=== Directive ===
Retype all of the listing exactly, passing over any picture you find.

=== Given data ===
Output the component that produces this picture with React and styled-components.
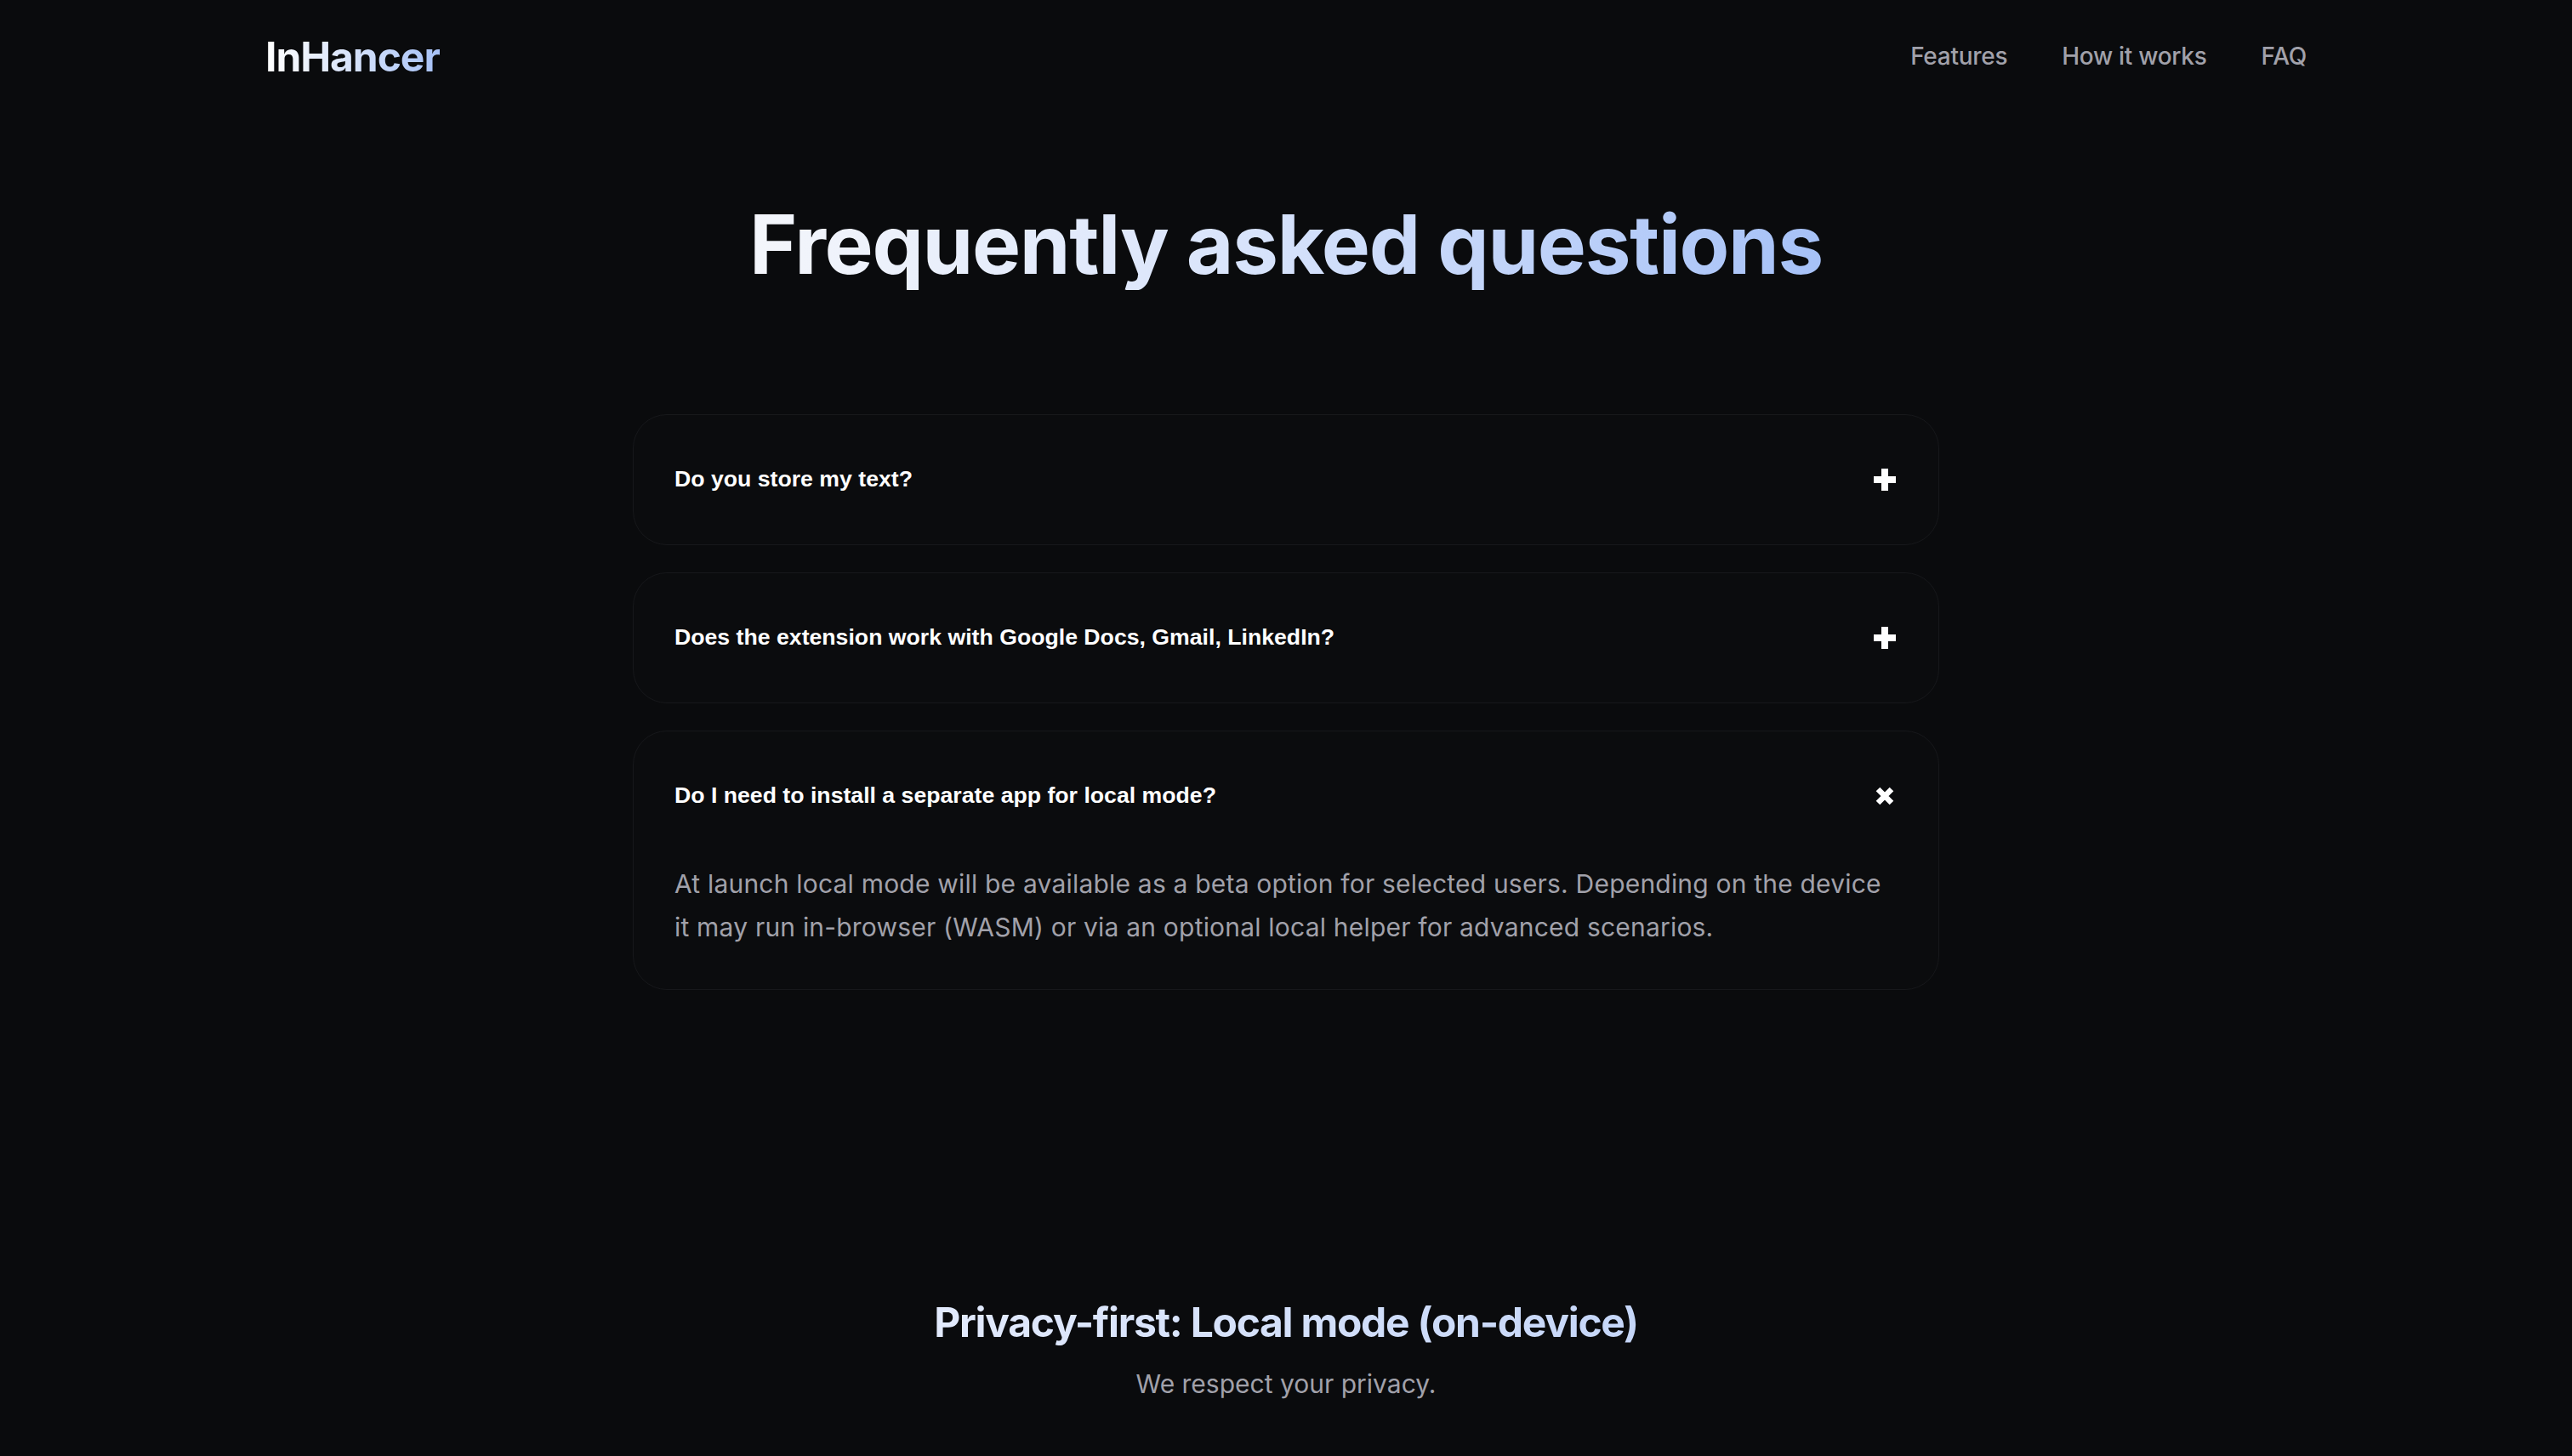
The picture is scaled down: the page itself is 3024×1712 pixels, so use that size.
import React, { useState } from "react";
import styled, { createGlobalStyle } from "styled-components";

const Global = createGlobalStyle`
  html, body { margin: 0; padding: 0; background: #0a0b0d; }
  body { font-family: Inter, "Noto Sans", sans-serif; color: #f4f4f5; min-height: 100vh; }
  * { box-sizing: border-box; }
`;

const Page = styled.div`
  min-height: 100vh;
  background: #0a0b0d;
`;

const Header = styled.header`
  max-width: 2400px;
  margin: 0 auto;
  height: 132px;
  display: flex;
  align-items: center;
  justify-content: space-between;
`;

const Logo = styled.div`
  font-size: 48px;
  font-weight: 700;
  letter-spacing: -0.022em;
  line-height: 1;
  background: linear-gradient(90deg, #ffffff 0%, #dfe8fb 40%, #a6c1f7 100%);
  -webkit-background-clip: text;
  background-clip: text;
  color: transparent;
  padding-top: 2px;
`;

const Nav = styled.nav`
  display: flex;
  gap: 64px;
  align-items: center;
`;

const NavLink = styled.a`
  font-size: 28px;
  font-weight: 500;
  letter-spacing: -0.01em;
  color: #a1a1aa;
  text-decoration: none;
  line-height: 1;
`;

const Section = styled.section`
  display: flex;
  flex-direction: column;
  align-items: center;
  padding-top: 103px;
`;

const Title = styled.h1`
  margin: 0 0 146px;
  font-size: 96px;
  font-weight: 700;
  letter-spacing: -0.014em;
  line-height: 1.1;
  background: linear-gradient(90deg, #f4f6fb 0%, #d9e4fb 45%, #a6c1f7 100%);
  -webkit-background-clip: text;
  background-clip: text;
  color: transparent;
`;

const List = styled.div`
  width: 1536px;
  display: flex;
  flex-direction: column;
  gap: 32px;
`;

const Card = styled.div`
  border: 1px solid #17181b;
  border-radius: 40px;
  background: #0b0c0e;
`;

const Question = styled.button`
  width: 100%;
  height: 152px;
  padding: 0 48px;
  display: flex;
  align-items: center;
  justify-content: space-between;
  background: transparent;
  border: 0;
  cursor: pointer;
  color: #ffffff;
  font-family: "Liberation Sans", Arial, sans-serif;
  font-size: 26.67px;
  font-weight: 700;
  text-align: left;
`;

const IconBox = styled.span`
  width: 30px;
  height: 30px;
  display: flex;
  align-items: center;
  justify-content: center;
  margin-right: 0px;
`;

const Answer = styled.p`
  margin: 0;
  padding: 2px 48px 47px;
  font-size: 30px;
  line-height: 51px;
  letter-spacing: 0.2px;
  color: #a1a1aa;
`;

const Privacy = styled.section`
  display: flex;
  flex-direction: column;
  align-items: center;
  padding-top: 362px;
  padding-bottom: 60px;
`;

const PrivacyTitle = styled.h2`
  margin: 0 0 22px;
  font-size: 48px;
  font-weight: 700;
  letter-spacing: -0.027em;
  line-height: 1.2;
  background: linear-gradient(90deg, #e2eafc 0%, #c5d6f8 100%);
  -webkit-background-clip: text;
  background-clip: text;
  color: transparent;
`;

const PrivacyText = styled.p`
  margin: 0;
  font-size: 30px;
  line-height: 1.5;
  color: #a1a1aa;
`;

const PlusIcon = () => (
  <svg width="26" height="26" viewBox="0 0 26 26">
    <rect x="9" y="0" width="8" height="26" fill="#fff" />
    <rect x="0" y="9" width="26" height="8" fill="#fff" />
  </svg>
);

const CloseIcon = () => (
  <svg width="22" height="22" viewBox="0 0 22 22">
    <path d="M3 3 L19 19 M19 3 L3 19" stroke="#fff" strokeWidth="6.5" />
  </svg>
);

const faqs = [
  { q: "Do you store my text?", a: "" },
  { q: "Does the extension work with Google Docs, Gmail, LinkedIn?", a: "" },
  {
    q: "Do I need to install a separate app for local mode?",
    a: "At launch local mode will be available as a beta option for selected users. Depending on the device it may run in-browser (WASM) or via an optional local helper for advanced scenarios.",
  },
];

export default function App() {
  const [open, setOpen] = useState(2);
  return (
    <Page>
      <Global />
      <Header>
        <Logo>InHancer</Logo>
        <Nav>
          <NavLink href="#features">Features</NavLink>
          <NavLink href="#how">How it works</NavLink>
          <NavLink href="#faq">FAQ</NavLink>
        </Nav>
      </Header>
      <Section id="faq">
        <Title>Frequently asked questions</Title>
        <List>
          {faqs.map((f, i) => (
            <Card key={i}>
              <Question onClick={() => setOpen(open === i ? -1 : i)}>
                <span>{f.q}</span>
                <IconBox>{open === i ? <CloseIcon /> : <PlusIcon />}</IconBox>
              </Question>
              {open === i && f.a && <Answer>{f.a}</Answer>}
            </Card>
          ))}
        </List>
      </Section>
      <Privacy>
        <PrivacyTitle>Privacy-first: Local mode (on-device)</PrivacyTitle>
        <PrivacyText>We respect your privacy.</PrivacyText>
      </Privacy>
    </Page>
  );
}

=== Output below ===
Output the component that produces this picture with React and styled-components.
The picture is scaled down: the page itself is 3024×1712 pixels, so use that size.
import React, { useState } from "react";
import styled, { createGlobalStyle } from "styled-components";

const Global = createGlobalStyle`
  html, body { margin: 0; padding: 0; background: #0a0b0d; }
  body { font-family: Inter, "Noto Sans", sans-serif; color: #f4f4f5; min-height: 100vh; }
  * { box-sizing: border-box; }
`;

const Page = styled.div`
  min-height: 100vh;
  background: #0a0b0d;
`;

const Header = styled.header`
  max-width: 2400px;
  margin: 0 auto;
  height: 132px;
  display: flex;
  align-items: center;
  justify-content: space-between;
`;

const Logo = styled.div`
  font-size: 48px;
  font-weight: 700;
  letter-spacing: -0.022em;
  line-height: 1;
  background: linear-gradient(90deg, #ffffff 0%, #dfe8fb 40%, #a6c1f7 100%);
  -webkit-background-clip: text;
  background-clip: text;
  color: transparent;
  padding-top: 2px;
`;

const Nav = styled.nav`
  display: flex;
  gap: 64px;
  align-items: center;
`;

const NavLink = styled.a`
  font-size: 28px;
  font-weight: 500;
  letter-spacing: -0.01em;
  color: #a1a1aa;
  text-decoration: none;
  line-height: 1;
`;

const Section = styled.section`
  display: flex;
  flex-direction: column;
  align-items: center;
  padding-top: 103px;
`;

const Title = styled.h1`
  margin: 0 0 146px;
  font-size: 96px;
  font-weight: 700;
  letter-spacing: -0.014em;
  line-height: 1.1;
  background: linear-gradient(90deg, #f4f6fb 0%, #d9e4fb 45%, #a6c1f7 100%);
  -webkit-background-clip: text;
  background-clip: text;
  color: transparent;
`;

const List = styled.div`
  width: 1536px;
  display: flex;
  flex-direction: column;
  gap: 32px;
`;

const Card = styled.div`
  border: 1px solid #17181b;
  border-radius: 40px;
  background: #0b0c0e;
`;

const Question = styled.button`
  width: 100%;
  height: 152px;
  padding: 0 48px;
  display: flex;
  align-items: center;
  justify-content: space-between;
  background: transparent;
  border: 0;
  cursor: pointer;
  color: #ffffff;
  font-family: "Liberation Sans", Arial, sans-serif;
  font-size: 26.67px;
  font-weight: 700;
  text-align: left;
`;

const IconBox = styled.span`
  width: 30px;
  height: 30px;
  display: flex;
  align-items: center;
  justify-content: center;
  margin-right: 0px;
`;

const Answer = styled.p`
  margin: 0;
  padding: 2px 48px 47px;
  font-size: 30px;
  line-height: 51px;
  letter-spacing: 0.2px;
  color: #a1a1aa;
`;

const Privacy = styled.section`
  display: flex;
  flex-direction: column;
  align-items: center;
  padding-top: 362px;
  padding-bottom: 60px;
`;

const PrivacyTitle = styled.h2`
  margin: 0 0 22px;
  font-size: 48px;
  font-weight: 700;
  letter-spacing: -0.027em;
  line-height: 1.2;
  background: linear-gradient(90deg, #e2eafc 0%, #c5d6f8 100%);
  -webkit-background-clip: text;
  background-clip: text;
  color: transparent;
`;

const PrivacyText = styled.p`
  margin: 0;
  font-size: 30px;
  line-height: 1.5;
  color: #a1a1aa;
`;

const PlusIcon = () => (
  <svg width="26" height="26" viewBox="0 0 26 26">
    <rect x="9" y="0" width="8" height="26" fill="#fff" />
    <rect x="0" y="9" width="26" height="8" fill="#fff" />
  </svg>
);

const CloseIcon = () => (
  <svg width="22" height="22" viewBox="0 0 22 22">
    <path d="M3 3 L19 19 M19 3 L3 19" stroke="#fff" strokeWidth="6.5" />
  </svg>
);

const faqs = [
  { q: "Do you store my text?", a: "" },
  { q: "Does the extension work with Google Docs, Gmail, LinkedIn?", a: "" },
  {
    q: "Do I need to install a separate app for local mode?",
    a: "At launch local mode will be available as a beta option for selected users. Depending on the device it may run in-browser (WASM) or via an optional local helper for advanced scenarios.",
  },
];

export default function App() {
  const [open, setOpen] = useState(2);
  return (
    <Page>
      <Global />
      <Header>
        <Logo>InHancer</Logo>
        <Nav>
          <NavLink href="#features">Features</NavLink>
          <NavLink href="#how">How it works</NavLink>
          <NavLink href="#faq">FAQ</NavLink>
        </Nav>
      </Header>
      <Section id="faq">
        <Title>Frequently asked questions</Title>
        <List>
          {faqs.map((f, i) => (
            <Card key={i}>
              <Question onClick={() => setOpen(open === i ? -1 : i)}>
                <span>{f.q}</span>
                <IconBox>{open === i ? <CloseIcon /> : <PlusIcon />}</IconBox>
              </Question>
              {open === i && f.a && <Answer>{f.a}</Answer>}
            </Card>
          ))}
        </List>
      </Section>
      <Privacy>
        <PrivacyTitle>Privacy-first: Local mode (on-device)</PrivacyTitle>
        <PrivacyText>We respect your privacy.</PrivacyText>
      </Privacy>
    </Page>
  );
}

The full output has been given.